Find the lines below that contain the string "React". Copy each one.

● **DATA LINES**:
□ □ □
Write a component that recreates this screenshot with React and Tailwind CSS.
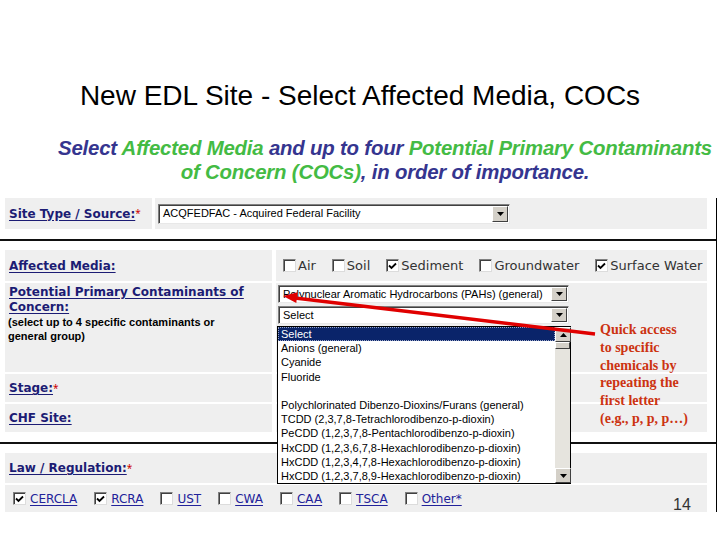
import React from "react";

const LABEL =
  "font-['DejaVu_Sans',sans-serif] text-[12px] font-bold text-[#1c1c74] underline underline-offset-[2px]";
const GRAY = "bg-[#efefef]";

const items = [
  "Select",
  "Anions (general)",
  "Cyanide",
  "Fluoride",
  "",
  "Polychlorinated Dibenzo-Dioxins/Furans (general)",
  "TCDD (2,3,7,8-Tetrachlorodibenzo-p-dioxin)",
  "PeCDD (1,2,3,7,8-Pentachlorodibenzo-p-dioxin)",
  "HxCDD (1,2,3,6,7,8-Hexachlorodibenzo-p-dioxin)",
  "HxCDD (1,2,3,4,7,8-Hexachlorodibenzo-p-dioxin)",
  "HxCDD (1,2,3,7,8,9-Hexachlorodibenzo-p-dioxin)",
];

function Box({ checked }) {
  return (
    <span className="inline-flex w-[13px] h-[13px] shrink-0 items-center justify-center bg-white border border-t-[#808080] border-l-[#808080] border-b-[#dcdcdc] border-r-[#dcdcdc] shadow-[inset_1px_1px_0_#404040]">
      {checked && (
        <svg width="9" height="8" viewBox="0 0 9 8">
          <path d="M1 3.5 L3.5 6 L8 1.5" fill="none" stroke="#000" strokeWidth="1.8" />
        </svg>
      )}
    </span>
  );
}

function Tri({ up }) {
  return (
    <svg width="7" height="4" viewBox="0 0 7 4">
      <path d={up ? "M0 4 L3.5 0 L7 4 Z" : "M0 0 L7 0 L3.5 4 Z"} fill="#000" />
    </svg>
  );
}

function ArrowBtn({ up }) {
  return (
    <div className="w-[16px] h-full shrink-0 flex items-center justify-center bg-[#d4d0c8] border border-t-white border-l-white border-b-[#404040] border-r-[#404040]">
      <Tri up={up} />
    </div>
  );
}

function Select({ text, className }) {
  return (
    <div
      className={`flex bg-white border border-t-[#808080] border-l-[#808080] border-b-[#e8e8e8] border-r-[#e8e8e8] shadow-[inset_1px_1px_0_#404040] p-[1px] ${className}`}
    >
      <div className="flex-1 pl-[3px] flex items-center font-['Liberation_Sans',sans-serif] text-[11px] text-black whitespace-nowrap overflow-hidden">
        {text}
      </div>
      <ArrowBtn />
    </div>
  );
}

function Check({ label, checked, link }) {
  return (
    <div className={`flex shrink-0 items-center whitespace-nowrap ${link ? "gap-[4px]" : "gap-[2px]"}`}>
      <Box checked={checked} />
      <span
        className={
          link
            ? "font-['DejaVu_Sans',sans-serif] text-[12px] text-[#22229a] underline underline-offset-[2px]"
            : "font-['DejaVu_Sans',sans-serif] text-[13px] text-[#333]"
        }
      >
        {label}
      </span>
    </div>
  );
}

function Req() {
  return <span className="text-[#cc0000] text-[10px] font-normal align-top no-underline inline-block">*</span>;
}

export default function App() {
  return (
    <div className="w-[720px] h-[540px] bg-white relative overflow-hidden">
      <h1 className="pt-[80px] text-center text-[28px] leading-[32px] font-['Liberation_Sans',sans-serif] text-black">
        New EDL Site - Select Affected Media, COCs
      </h1>
      <p className="mt-[24px] pl-[50px] text-center font-['Liberation_Sans',sans-serif] font-bold italic text-[20.4px] leading-[24px] tracking-[-0.2px] text-[#35358f] whitespace-nowrap">
        Select <span className="text-[#44bb44]">Affected Media</span> and up to four{" "}
        <span className="text-[#44bb44]">Potential Primary Contaminants</span>
        <br />
        <span className="text-[#44bb44]">of Concern (COCs)</span>, in order of importance.
      </p>

      {/* form screenshot */}
      <div className="mt-[14px] w-[717px] h-[314px] border-r border-black">
        <div className="ml-[5px] w-[702px] h-[31px] flex">
          <div className={`w-[147px] ${GRAY} pl-[4px] flex items-center`}>
            <span className={LABEL}>Site Type / Source:</span>
            <Req />
          </div>
          <div className={`flex-1 ml-[3px] ${GRAY} pl-[3px] flex items-center`}>
            <Select text="ACQFEDFAC - Acquired Federal Facility" className="w-[352px] h-[20px]" />
          </div>
        </div>

        <div className="mt-[10px] h-[2px] w-[716px] bg-[#111]" />

        <div className="mt-[9px] ml-[5px] w-[702px] h-[31px] flex">
          <div className={`w-[267px] ${GRAY} pl-[4px] flex items-center`}>
            <span className={LABEL}>Affected Media:</span>
          </div>
          <div className={`flex-1 ml-[4px] ${GRAY} pl-[7px] flex items-center gap-[16px]`}>
            <Check label="Air" />
            <Check label="Soil" />
            <Check label="Sediment" checked />
            <Check label="Groundwater" />
            <Check label="Surface Water" checked />
          </div>
        </div>

        <div className="mt-[2px] ml-[5px] w-[702px] h-[89px] flex">
          <div className={`w-[267px] ${GRAY} pl-[4px] pt-[2px]`}>
            <div className={`${LABEL} leading-[15px]`}>
              Potential Primary Contaminants of
              <br />
              Concern:
            </div>
            <div className="font-['Liberation_Sans',sans-serif] font-bold text-[11px] leading-[14px] text-black -ml-[1px]">
              (select up to 4 specific contaminants or
              <br />
              general group)
            </div>
          </div>
          <div className={`flex-1 ml-[4px] ${GRAY} pl-[2px] pt-[2px] flex flex-col gap-[3px]`}>
            <Select text="Polynuclear Aromatic Hydrocarbons (PAHs) (general)" className="w-[291px] h-[18px]" />
            <Select text="Select" className="w-[291px] h-[18px]" />
          </div>
        </div>

        <div className="mt-[2px] ml-[5px] w-[702px] h-[28px] flex">
          <div className={`w-[267px] ${GRAY} pl-[4px] flex items-center`}>
            <span className={LABEL}>Stage:</span>
            <Req />
          </div>
          <div className={`flex-1 ml-[4px] ${GRAY}`} />
        </div>

        <div className="mt-[2px] ml-[5px] w-[702px] h-[28px] flex">
          <div className={`w-[267px] ${GRAY} pl-[4px] flex items-center`}>
            <span className={LABEL}>CHF Site:</span>
          </div>
          <div className={`flex-1 ml-[4px] ${GRAY}`} />
        </div>

        <div className="mt-[10px] h-[2px] w-[716px] bg-[#111]" />

        <div className={`mt-[9px] ml-[5px] w-[702px] h-[30px] ${GRAY} pl-[4px] flex items-center`}>
          <span className={LABEL}>Law / Regulation:</span>
          <Req />
        </div>

        <div className={`mt-[2px] ml-[5px] w-[702px] h-[27px] ${GRAY} pl-[8px] flex items-center gap-[17px]`}>
          <Check link label="CERCLA" checked />
          <Check link label="RCRA" checked />
          <Check link label="UST" />
          <Check link label="CWA" />
          <Check link label="CAA" />
          <Check link label="TSCA" />
          <Check link label="Other*" />
        </div>
      </div>

      {/* open listbox */}
      <div className="absolute left-[277px] top-[326px] w-[294px] h-[158px] bg-white border border-black flex">
        <div className="flex-1 flex flex-col font-['Liberation_Sans',sans-serif] text-[11px] text-black">
          {items.map((t, i) => (
            <div
              key={i}
              className={`h-[14.3px] leading-[14.3px] pl-[3px] whitespace-nowrap overflow-hidden ${
                i === 0 ? "bg-[#0a246a] text-white outline-1 outline-dotted outline-[#9aa6c8] -outline-offset-1" : ""
              }`}
            >
              {t}
            </div>
          ))}
        </div>
        <div className="w-[15px] flex flex-col bg-[#e6e4de]">
          <div className="h-[15px]">
            <ArrowBtn up />
          </div>
          <div className="h-[7px] bg-[#d4d0c8] border border-t-white border-l-white border-b-[#404040] border-r-[#404040]" />
          <div className="flex-1" />
          <div className="h-[15px]">
            <ArrowBtn />
          </div>
        </div>
      </div>

      {/* annotation */}
      <div className="absolute left-[600px] top-[321px] font-['Liberation_Serif',serif] font-bold text-[14px] leading-[17.8px] text-[#cc3311]">
        Quick access
        <br />
        to specific
        <br />
        chemicals by
        <br />
        repeating the
        <br />
        first letter
        <br />
        (e.g., p, p, p…)
      </div>

      <svg className="absolute left-0 top-0 pointer-events-none" width="720" height="540" viewBox="0 0 720 540">
        <line x1="595" y1="334" x2="295" y2="298" stroke="#e00000" strokeWidth="3.5" />
        <polygon points="283,296 297.5,292.2 296.3,303" fill="#e00000" />
      </svg>

      <div className="absolute left-[673px] top-[496px] font-['Liberation_Sans',sans-serif] text-[16px] leading-[18px] text-[#333]">
        14
      </div>
    </div>
  );
}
□ □ □
● **WRITTEN SOLUTION**:
Write a component that recreates this screenshot with React and Tailwind CSS.
import React from "react";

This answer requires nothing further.